Que vuelva Confucio
Algunos políticos se ven tan poderosos que pretenden decidir qué significan las palabras desde que ellos las pronuncian
Confucio respondió así, hace 2.500 años, cuando le preguntaron qué medida debería tomarse en primer lugar para ordenar el Estado: “Lo primero que hace falta es la rectificación de los nombres. Si los nombres no son correctos, las palabras no se ajustarán a lo que representan. Y si las palabras no se ajustan a lo que representan, las tareas no se llevarán a cabo y el pueblo no sabrá cómo obrar” (Jesús Mosterín, Historia de la filosofía. 1983).
El desajuste de las palabras que padecemos hoy empieza a alcanzar cotas inadmisibles, pero algunos políticos parecen hallarse felices con eso. Se sienten tan poderosos que hasta pretenden decidir qué significarán las palabras desde que ellos las pronuncien. Para eso necesitan vaciarlas de contenido, desproveerlas de las connotaciones acumuladas por el uso histórico, reducirlas al momento en que las profieren. Y así crean el desorden.
Pedro Sánchez ha mencionado varias veces (junio de 2020, julio de 2022, enero de 2024) los intentos de la oposición de “derrocar” al Gobierno. Caramba, “derrocar”. Me suena muy fuerte cada vez que se lo leo, porque asocio esa expresión con la violencia o la fuerza. Este verbo equivale literalmente a “despeñar”: precipitar desde un lugar alto. En este caso, “precipitar desde una roca”, según vino recogiendo el Diccionario académico desde 1732 a 2001. A su sentido recto se le añadió siempre un sentido figurado poco pacífico, como expresaba la edición de 1992: “Derribar, arrojar a alguien del estado o fortuna que tiene. (Úsase especialmente en política)”. La entrada académica actual reúne en la primera acepción ambos significados previos: “Hacer caer, generalmente por la fuerza, un Gobierno o sistema de gobierno, o a alguien de un puesto preeminente”. Como se ve, continúa vigente la connotación más habitual, llegada desde los siglos: “Por la fuerza”. Así que asocié ese “derrocar” en boca de Pedro Sánchez con la idea de desalojar a los socialistas mediante una actuación violenta, algo a mi parecer inverosímil hoy en día.

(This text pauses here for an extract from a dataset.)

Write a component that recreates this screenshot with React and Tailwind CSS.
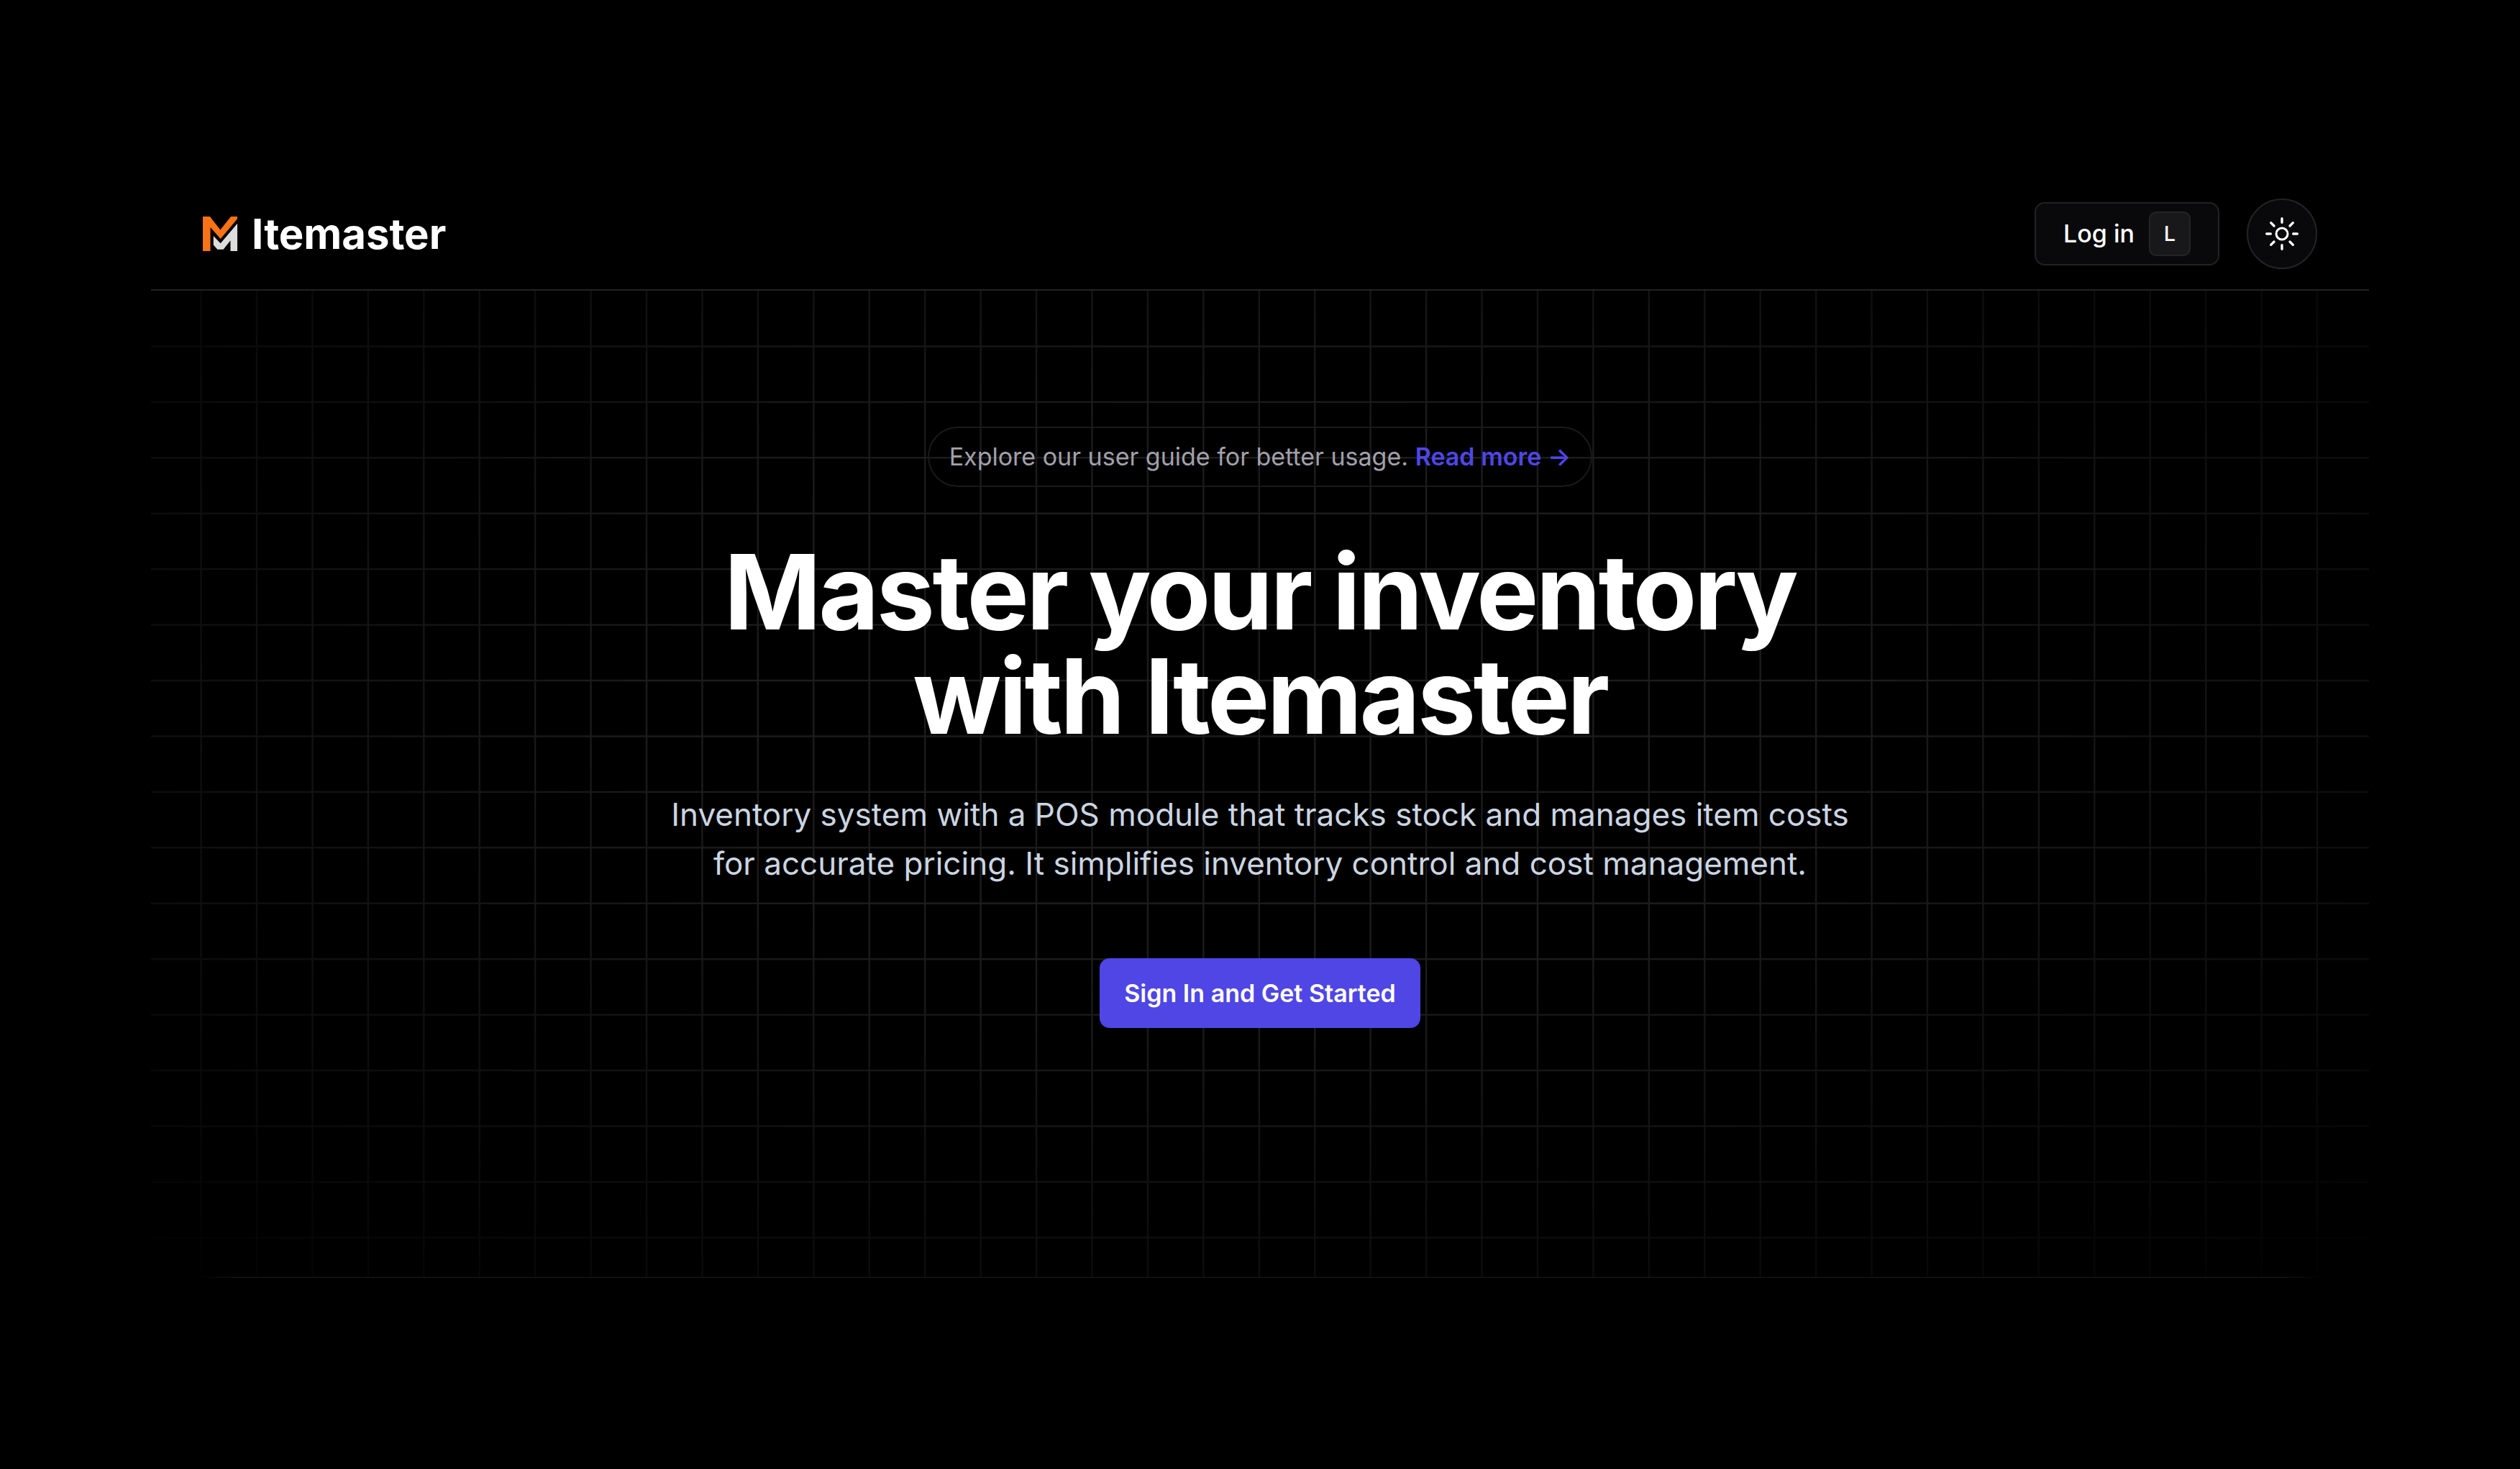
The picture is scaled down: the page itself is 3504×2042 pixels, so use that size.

En un espacio de lenguaje compartido se habría hablado de que las derechas pretenden derrotar al Gobierno, o vencerlo en las elecciones, verbos que se pueden aplicar incluso para un placentero juego de naipes. (Derrotar: “Vencer o ganar en enfrentamientos cotidianos”, señala la segunda acepción académica de este verbo).
Tal vaciamiento de las palabras ha sido maniobra de todas las tendencias, pero nadie se ha aplicado a ello con tanto entusiasmo como Núñez Feijóo y su maestra Díaz Ayuso. La presidenta madrileña ha trivializado el término “dictadura” para arrojárselo al presidente (“el pacto con Junts es entrar en una dictadura, nos han colado una dictadura”), y ha manoseado a su conveniencia las sagradas palabras “libertad” y “democracia” a fin de apropiarse de ellas y vetárselas a Sánchez. La imitó Ione Belarra, de Podemos, quien acusó el 2 de febrero a Manuel García-Castellón de ejercer una “dictadura judicial”. Y a su vez, Feijóo acudió al señuelo del citado juez, quien, por la vía del ahora que me acuerdo, de pronto consideró “terrorismo” la vulneración de leyes en la que incurrieron los promotores de la independencia catalana hace seis años. Parece que ahora toda acción de los rivales de la cual se discrepe ha de atentar contra la Constitución o suponer violencia: la dictadura, el terrorismo, el derrocamiento.
Si todo esto se ajusta a lo que las palabras representan, que baje Confucio y lo vea.